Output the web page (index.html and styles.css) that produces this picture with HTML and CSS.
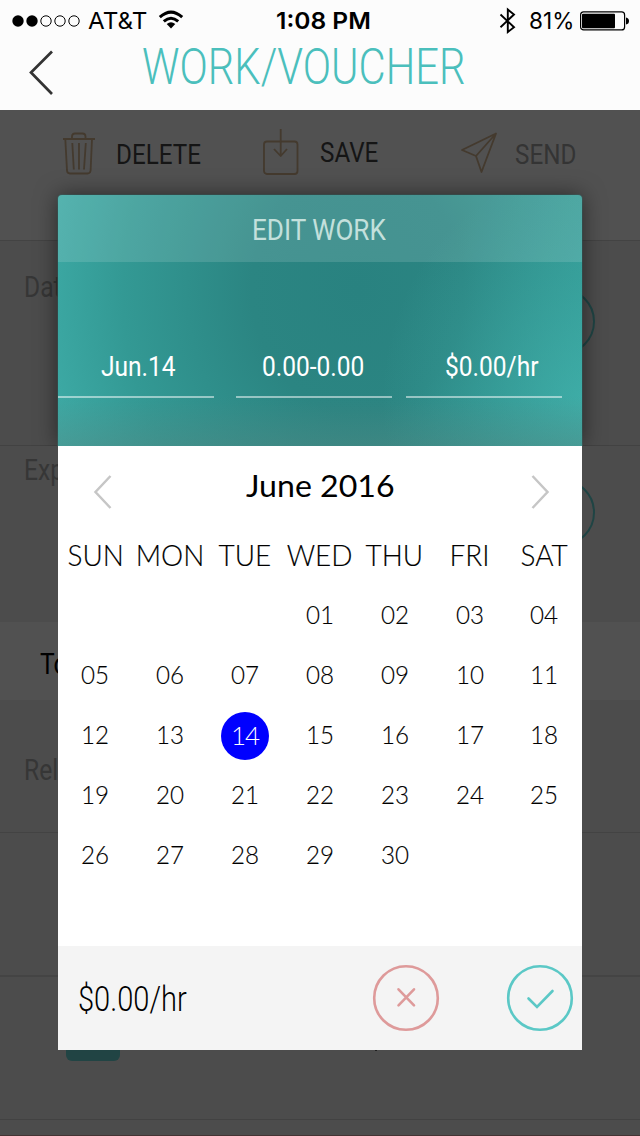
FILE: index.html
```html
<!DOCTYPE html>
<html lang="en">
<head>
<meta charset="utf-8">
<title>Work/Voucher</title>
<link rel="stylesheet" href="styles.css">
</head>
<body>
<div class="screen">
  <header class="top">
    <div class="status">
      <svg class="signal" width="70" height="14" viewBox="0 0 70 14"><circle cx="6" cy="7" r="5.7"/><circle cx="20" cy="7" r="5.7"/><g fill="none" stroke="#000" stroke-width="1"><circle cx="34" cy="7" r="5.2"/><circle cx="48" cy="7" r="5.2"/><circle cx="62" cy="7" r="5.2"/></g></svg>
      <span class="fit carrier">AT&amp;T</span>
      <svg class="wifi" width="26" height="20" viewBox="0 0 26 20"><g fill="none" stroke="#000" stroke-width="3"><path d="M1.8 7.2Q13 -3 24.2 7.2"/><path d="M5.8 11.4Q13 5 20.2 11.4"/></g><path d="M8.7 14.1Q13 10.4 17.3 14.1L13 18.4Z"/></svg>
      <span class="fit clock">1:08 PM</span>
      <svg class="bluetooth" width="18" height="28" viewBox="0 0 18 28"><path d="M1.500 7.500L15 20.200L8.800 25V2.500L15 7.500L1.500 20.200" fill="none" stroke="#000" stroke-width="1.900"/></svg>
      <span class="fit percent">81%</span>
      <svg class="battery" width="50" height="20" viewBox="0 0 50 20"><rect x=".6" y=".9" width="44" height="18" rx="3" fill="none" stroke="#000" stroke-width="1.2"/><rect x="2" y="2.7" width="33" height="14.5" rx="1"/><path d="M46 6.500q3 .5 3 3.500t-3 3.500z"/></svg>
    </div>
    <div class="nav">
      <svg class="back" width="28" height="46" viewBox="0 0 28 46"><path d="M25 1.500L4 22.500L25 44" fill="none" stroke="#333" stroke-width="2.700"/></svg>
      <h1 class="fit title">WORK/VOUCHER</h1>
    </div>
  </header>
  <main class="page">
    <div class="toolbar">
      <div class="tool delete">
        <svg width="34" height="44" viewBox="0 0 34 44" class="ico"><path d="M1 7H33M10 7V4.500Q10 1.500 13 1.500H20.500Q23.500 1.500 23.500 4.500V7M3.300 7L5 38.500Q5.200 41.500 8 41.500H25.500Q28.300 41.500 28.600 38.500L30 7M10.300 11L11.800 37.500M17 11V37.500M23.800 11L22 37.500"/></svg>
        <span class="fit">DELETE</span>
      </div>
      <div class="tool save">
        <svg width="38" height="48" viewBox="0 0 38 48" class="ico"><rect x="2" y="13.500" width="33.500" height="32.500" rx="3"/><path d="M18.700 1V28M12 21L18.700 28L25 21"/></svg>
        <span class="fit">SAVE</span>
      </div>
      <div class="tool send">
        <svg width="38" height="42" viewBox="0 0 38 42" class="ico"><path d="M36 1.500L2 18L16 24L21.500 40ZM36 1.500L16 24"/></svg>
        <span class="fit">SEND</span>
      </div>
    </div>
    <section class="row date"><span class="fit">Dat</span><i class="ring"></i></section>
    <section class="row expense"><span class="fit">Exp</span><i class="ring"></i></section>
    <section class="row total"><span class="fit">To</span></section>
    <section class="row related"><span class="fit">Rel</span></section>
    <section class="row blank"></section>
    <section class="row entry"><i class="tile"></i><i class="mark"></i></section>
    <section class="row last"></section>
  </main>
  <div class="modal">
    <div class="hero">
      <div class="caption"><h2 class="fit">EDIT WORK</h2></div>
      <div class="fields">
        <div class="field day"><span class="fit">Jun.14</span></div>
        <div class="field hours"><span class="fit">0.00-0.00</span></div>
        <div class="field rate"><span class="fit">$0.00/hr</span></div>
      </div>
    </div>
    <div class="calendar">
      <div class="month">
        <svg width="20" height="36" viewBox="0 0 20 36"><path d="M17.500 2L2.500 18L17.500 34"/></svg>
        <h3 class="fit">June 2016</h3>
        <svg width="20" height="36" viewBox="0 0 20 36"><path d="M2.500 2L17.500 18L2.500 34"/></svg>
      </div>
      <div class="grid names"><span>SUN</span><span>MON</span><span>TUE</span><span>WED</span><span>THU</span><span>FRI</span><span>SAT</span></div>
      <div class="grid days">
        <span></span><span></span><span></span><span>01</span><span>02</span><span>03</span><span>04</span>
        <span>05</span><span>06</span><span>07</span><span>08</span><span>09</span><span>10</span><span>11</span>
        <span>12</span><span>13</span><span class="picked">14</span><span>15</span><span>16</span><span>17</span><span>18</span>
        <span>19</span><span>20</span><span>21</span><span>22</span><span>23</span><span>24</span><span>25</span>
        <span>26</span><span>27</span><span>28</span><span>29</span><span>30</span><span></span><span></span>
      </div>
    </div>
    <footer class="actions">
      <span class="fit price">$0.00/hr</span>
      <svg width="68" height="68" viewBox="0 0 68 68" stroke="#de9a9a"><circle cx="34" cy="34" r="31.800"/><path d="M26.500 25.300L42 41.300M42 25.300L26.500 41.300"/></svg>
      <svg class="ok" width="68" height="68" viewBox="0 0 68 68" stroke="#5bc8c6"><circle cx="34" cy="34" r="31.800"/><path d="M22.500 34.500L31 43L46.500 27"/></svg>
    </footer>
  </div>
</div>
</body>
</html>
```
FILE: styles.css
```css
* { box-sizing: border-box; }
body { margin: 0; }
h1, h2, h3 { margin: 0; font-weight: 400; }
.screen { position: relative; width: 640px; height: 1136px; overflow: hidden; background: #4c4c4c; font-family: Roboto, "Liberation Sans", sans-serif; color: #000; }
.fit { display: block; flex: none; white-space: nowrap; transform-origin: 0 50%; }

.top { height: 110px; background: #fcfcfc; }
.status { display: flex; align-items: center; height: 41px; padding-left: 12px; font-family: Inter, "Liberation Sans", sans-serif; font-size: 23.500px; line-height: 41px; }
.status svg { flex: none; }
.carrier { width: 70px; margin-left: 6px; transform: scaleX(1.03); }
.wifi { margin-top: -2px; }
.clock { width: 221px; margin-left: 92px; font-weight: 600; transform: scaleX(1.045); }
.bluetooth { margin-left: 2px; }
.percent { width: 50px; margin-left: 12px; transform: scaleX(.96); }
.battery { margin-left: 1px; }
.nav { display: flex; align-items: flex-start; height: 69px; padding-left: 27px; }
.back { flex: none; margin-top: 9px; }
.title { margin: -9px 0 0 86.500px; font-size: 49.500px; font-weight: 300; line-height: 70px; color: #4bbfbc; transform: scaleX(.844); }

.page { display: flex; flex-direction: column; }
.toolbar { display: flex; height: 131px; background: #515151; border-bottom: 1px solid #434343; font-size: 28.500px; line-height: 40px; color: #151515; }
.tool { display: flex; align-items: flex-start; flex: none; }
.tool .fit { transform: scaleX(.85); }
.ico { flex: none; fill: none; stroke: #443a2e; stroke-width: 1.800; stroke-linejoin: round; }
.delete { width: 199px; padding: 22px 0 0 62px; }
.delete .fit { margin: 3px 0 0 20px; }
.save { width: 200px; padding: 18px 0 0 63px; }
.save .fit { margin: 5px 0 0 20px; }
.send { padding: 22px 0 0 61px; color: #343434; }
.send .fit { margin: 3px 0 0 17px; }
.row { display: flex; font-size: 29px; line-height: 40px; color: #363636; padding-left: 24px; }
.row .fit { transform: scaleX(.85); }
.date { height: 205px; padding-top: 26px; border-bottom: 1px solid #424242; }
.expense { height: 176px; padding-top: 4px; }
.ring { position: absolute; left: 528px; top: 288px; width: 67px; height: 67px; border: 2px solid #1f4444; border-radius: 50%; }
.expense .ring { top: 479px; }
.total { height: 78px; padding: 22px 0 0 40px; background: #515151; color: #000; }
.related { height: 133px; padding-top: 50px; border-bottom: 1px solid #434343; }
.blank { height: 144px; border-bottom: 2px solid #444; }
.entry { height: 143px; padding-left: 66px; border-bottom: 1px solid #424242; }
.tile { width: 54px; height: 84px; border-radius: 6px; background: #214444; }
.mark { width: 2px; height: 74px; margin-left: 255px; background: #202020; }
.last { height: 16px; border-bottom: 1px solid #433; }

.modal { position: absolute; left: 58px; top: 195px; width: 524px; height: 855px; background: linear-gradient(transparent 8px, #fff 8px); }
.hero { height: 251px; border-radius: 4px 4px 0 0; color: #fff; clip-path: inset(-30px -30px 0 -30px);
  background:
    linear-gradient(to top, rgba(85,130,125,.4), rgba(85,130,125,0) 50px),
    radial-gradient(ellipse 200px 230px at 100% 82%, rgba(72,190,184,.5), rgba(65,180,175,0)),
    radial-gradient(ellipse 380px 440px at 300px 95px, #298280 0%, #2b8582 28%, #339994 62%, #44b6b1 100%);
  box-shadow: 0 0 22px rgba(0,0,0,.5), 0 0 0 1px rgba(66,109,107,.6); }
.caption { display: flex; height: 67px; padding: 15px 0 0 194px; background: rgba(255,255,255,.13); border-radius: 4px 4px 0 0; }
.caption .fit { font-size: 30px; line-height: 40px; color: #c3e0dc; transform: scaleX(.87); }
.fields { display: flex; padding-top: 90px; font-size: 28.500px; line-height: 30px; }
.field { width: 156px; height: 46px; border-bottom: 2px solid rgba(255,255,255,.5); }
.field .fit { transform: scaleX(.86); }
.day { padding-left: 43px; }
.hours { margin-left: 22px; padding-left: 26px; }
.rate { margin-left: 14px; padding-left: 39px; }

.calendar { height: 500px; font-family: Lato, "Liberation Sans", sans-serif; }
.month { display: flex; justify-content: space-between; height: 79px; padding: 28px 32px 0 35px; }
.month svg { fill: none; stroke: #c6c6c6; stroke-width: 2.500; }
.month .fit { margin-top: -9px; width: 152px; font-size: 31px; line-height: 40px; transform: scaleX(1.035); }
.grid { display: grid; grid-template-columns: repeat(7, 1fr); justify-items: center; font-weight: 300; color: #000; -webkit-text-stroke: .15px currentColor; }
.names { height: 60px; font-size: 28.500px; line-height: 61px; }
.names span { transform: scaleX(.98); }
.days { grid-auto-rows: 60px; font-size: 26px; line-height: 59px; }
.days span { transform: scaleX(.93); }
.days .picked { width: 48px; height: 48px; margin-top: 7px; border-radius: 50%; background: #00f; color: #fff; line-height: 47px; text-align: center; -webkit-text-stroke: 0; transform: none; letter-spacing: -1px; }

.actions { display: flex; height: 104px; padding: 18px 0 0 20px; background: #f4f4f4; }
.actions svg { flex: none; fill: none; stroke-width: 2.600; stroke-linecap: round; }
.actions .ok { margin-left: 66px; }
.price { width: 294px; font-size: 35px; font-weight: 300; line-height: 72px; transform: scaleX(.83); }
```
....
◆ Set problem: Write out every line of the listing that holds the word "styles".

◆ Solution for this task:
Output the web page (index.html and styles.css) that produces this picture with HTML and CSS.
<link rel="stylesheet" href="styles.css">
FILE: styles.css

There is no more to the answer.